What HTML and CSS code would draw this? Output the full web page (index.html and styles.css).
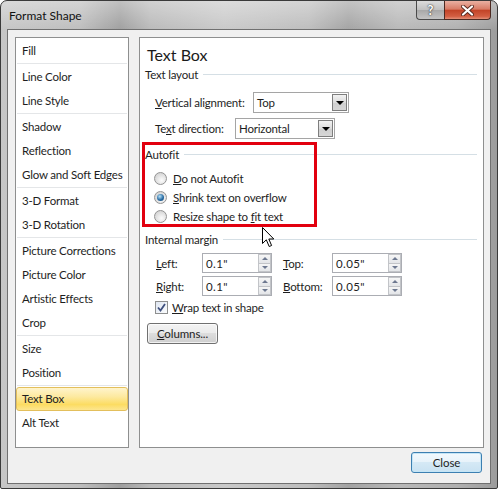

* * *

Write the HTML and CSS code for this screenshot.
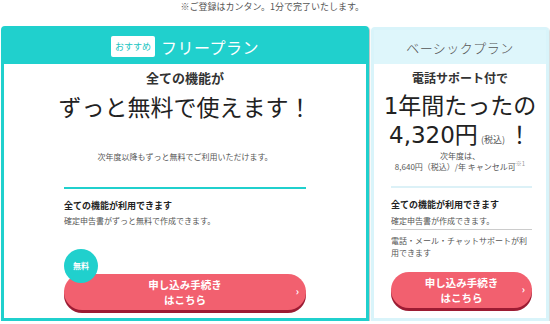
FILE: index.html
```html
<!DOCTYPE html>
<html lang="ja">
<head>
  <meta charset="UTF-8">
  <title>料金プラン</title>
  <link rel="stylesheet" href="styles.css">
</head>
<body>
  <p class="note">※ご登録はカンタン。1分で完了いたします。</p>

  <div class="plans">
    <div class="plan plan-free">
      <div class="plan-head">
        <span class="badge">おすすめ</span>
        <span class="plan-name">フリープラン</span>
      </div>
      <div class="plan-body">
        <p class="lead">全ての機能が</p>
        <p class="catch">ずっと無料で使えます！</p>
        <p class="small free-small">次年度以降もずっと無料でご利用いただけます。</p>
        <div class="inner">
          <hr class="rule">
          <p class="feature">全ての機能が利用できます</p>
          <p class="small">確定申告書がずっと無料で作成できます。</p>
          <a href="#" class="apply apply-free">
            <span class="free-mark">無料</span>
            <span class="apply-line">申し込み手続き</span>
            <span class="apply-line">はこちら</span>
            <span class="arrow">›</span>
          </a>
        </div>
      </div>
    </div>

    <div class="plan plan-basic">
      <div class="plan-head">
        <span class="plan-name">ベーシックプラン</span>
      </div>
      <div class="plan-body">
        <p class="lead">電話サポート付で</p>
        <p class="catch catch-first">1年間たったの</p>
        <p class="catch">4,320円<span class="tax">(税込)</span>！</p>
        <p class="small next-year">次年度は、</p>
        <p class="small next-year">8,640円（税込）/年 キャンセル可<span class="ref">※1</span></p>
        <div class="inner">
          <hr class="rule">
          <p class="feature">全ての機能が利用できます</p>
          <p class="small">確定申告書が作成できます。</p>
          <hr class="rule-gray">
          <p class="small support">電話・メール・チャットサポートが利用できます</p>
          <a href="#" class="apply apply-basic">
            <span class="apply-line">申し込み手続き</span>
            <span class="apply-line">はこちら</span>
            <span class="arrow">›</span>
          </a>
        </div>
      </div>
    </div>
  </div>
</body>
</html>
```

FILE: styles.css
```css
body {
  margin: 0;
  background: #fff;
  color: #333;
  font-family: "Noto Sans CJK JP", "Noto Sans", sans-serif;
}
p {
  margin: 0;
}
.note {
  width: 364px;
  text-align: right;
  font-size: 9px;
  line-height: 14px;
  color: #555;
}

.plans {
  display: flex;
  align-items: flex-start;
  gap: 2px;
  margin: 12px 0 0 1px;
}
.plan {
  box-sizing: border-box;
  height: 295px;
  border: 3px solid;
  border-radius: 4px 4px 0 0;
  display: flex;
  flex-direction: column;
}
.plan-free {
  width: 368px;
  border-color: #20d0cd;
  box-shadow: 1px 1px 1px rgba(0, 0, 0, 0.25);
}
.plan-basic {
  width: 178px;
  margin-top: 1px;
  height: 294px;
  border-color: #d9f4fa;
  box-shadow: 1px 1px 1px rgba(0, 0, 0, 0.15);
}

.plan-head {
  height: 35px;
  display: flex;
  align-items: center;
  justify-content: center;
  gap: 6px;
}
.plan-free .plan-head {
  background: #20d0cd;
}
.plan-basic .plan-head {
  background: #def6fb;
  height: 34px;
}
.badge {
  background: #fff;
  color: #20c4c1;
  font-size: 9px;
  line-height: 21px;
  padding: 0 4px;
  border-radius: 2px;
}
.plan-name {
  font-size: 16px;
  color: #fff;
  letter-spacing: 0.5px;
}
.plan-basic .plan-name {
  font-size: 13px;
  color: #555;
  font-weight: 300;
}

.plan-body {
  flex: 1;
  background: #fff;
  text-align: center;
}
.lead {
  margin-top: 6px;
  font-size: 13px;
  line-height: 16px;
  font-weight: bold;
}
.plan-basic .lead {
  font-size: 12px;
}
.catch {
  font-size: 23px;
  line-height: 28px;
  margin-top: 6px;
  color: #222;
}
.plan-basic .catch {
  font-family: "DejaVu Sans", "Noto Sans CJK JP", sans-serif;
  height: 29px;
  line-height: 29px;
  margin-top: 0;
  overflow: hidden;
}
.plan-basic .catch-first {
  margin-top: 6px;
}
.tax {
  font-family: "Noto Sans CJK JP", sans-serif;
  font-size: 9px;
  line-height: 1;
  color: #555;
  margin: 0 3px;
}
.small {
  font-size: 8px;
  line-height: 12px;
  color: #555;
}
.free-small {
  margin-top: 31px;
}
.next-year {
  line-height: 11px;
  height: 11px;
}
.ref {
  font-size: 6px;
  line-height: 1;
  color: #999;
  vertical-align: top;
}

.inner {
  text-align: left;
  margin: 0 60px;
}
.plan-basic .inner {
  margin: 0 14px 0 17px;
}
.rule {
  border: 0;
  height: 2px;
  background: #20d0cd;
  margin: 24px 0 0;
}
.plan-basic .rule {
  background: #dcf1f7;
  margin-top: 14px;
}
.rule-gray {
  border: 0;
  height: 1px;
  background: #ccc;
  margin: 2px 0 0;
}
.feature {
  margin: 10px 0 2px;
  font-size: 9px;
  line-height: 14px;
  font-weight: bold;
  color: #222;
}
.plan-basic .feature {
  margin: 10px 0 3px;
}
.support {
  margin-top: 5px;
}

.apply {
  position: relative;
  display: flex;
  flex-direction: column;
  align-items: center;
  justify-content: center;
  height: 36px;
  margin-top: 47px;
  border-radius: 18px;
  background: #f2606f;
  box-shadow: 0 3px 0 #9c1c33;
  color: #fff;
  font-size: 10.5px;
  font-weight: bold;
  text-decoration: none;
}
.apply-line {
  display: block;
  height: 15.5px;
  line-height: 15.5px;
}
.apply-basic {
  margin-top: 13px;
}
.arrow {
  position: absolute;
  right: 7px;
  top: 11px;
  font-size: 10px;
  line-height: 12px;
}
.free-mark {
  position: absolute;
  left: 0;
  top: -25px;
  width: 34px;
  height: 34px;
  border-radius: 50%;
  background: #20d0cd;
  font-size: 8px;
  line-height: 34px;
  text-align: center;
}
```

==

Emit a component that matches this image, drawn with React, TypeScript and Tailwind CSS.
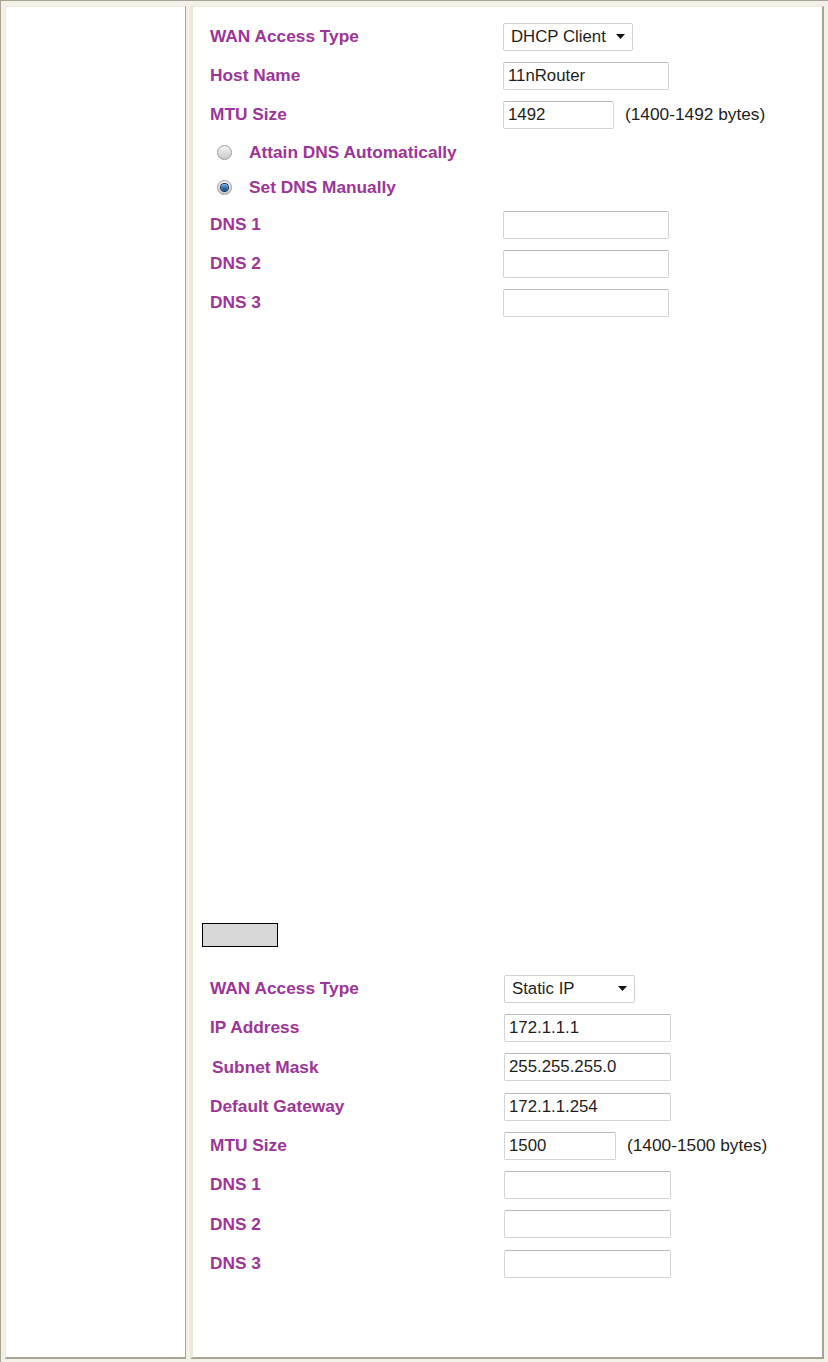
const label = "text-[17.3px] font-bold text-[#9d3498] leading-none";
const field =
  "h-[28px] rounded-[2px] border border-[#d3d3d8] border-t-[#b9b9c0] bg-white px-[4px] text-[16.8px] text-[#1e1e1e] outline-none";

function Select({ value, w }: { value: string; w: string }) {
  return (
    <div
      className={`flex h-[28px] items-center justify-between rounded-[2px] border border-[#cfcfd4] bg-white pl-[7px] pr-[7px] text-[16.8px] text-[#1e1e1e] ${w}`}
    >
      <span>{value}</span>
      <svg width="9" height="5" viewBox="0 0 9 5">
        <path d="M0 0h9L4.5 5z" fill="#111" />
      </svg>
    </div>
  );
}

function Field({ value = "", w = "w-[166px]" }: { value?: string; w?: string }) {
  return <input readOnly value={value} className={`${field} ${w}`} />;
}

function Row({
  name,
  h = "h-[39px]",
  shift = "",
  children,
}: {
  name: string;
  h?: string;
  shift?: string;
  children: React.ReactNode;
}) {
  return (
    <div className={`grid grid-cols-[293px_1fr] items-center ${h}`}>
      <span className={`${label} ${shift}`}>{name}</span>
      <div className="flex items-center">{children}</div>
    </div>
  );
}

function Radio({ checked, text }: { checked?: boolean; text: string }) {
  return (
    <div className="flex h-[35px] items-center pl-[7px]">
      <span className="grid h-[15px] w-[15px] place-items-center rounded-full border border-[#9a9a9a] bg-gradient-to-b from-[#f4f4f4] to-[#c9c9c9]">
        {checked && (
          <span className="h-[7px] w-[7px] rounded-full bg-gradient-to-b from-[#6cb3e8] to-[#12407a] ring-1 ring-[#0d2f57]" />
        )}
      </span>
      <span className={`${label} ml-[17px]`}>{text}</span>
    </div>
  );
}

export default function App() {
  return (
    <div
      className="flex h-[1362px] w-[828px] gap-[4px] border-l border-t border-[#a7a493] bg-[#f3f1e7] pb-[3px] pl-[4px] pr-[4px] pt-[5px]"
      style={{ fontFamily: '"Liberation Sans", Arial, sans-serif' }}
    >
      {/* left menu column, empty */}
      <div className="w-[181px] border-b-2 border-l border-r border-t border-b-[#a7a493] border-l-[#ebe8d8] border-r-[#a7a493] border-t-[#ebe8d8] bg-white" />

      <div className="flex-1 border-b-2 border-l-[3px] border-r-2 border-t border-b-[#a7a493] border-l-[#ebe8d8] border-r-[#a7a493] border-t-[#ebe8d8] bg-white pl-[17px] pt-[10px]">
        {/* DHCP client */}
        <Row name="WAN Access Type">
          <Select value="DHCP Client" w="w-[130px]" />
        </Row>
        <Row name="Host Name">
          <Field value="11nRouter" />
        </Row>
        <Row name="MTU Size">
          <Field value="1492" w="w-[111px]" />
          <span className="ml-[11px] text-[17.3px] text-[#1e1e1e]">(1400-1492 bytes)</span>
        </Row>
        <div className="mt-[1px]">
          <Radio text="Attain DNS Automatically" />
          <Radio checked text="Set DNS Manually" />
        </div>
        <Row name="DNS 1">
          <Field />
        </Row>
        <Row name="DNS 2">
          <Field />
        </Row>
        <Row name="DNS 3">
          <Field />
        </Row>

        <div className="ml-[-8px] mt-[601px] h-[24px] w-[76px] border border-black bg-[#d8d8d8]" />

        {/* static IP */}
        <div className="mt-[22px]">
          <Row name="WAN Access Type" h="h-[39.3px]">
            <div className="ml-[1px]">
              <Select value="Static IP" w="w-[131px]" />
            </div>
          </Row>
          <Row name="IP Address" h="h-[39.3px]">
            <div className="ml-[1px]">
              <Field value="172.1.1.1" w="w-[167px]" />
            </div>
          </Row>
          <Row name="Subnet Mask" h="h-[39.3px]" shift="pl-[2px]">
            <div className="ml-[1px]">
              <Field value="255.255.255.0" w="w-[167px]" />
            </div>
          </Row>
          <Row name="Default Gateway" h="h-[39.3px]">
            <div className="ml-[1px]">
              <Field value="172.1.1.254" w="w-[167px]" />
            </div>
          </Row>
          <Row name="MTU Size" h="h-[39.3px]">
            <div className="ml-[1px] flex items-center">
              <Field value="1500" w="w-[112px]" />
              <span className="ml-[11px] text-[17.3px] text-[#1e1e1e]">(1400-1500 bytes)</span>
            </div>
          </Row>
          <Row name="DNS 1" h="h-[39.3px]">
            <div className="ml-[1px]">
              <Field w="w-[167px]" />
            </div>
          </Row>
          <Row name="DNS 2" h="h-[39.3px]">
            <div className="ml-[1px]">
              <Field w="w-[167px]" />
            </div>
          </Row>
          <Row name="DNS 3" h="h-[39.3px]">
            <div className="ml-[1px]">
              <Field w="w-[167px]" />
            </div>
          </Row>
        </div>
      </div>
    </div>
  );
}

• **Problem to work on**: Using the data above, which lines fall from the one with "Emit a component" through the one with "rounded-[2px] border border-[#d3d3d8]"? Repeat them exactly, ends included, minus any pictures.

• **Solution below**:
Emit a component that matches this image, drawn with React, TypeScript and Tailwind CSS.
const label = "text-[17.3px] font-bold text-[#9d3498] leading-none";
const field =
  "h-[28px] rounded-[2px] border border-[#d3d3d8] border-t-[#b9b9c0] bg-white px-[4px] text-[16.8px] text-[#1e1e1e] outline-none";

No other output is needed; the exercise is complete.